Протягивает скованные руки, а в глазах цвета расплавленного серебра – почти что мольба: “Не говори, не вспоминай, прошу тебя, Стайлз, не надо...”
Стилински протягивает руку с зажатым в ладони маленьким блестящим ключом, проводит пальцем по запястью оборотня. Упирается взглядом в лицо друга.
- Есть хочешь?
- Дохлую крысу сожрал бы, – и почти не преувеличивает на самом деле.
Щелкает замок, и Джексон растирает запястья, с отвращением отшвыривает браслеты куда-то под лавку.
- Погнали, тут недалеко. Надень вот пока что... – и швыряет в Уиттмора толстовкой. Она красная и с капюшоном, а еще пахнет... пахнет Стилински – лес и машинное масло, немного полыни, арбузная жвачка и ... горьковатый парфюм.
Медлит всего секунду и натягивает через голову.
- Спасибо, Стайлз.
- Ерунда... – широкая улыбка и быстрый хлопок по плечу, и запах тоски, что окутывает пацана плотным коконом, усиливается, густеет... Да что с ним такое?
Чуть больше суток назад:
- Джексон, постой! Джексон, мать твою, идиот, стой... Он уехал, Джексон...
И волчий вой эхом прокатывается по лесу, отскакивает от скал, путается в сплетении деревьев. Вой, что острым ножом вспарывает кожу каждого, кто его слышит, вскрывает вены и рубит внутренности в кровавый фарш. А еще стягивает шею удавкой, так, что лопается тонкая кожа, а вдохнуть практически невозможно.

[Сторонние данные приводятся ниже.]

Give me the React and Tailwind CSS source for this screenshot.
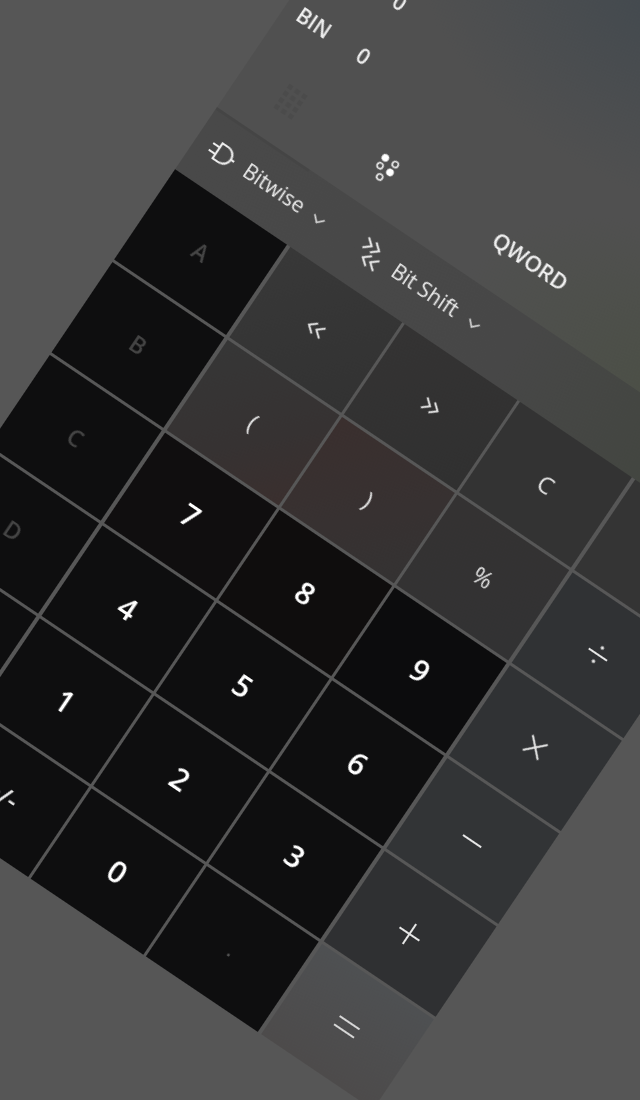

- Он уехал, ты понимаешь, Стилински? Просто уехал после всего... Мне лишь бы догнать его, поговорить, он же неправильно понял, я не хотел рвать ничего... Нахер ему эта Франция, Стайлз?!!!
Он катался по полу фургона, как раненый зверь, и то вспарывал металлические стены кривыми желтыми когтями, то пытался ими же вцепиться в собственное горло.
Скотт и Стайлз с помощью Итана скрутили дурака, как могли. Стилински откопал в бардачке наручники. МакКол вырубил с третьей попытки.
- Он будет в порядке?
- Очухается, надеюсь...
И призрачное сомнение, растекающееся по воздуху. Никто в этом мире не значил для Джексона столько, сколько Айзек Лейхи.
— Бургер и колу? Или предпочитаешь пиццу?
- Все равно, – Джексон натягивает на голову капюшон и ежится зябко. Черт, Стайлзу тошно и горько при одном только взгляде на блондина, хотя в груди и без того липко, больно и пусто... И... Он же дел натворит, Джексон, если не уследить...
Несколько минут жуют в гробовом молчанье. Закусочная пуста, и лишь позвякиванье посуды из кухни, да сонное бормотанье телевизора в углу разбавляют эту засасывающую тишину.
- Может, по пиву?
- Давай.
На самом деле, Стилински до одури боится, что Джексон нахерачит туда аконита и упьется в хламину, но... он и так уделан почти что в говно. Обошелся без алкоголя и наркотиков даже...
После четвертого или пятого стакана Стайлз вспоминает, что он-то все еще человек. Кажется, поздно, потому что язык заплетается, перед глазами плывет, а пустота под ребрами ширится, еще немного, и он рухнет туда целиком, как в бездонную яму.
- Что с тобой, Стайлз?
Он губы искусал почти что до крови, а лицо такое – как будто с него стерли все краски.
- Дерек... он тоже уехал, – и голос, он дрожит, а в глубине глаз разрастается паника, как огромный снежный ком, несущийся с горы, что вот-вот накроет смертельно-ледяным покрывалом.
Джексон протягивает руку, сжимает его ледяные пальцы. А потом неожиданно для себя наклоняется, касается губами ладони.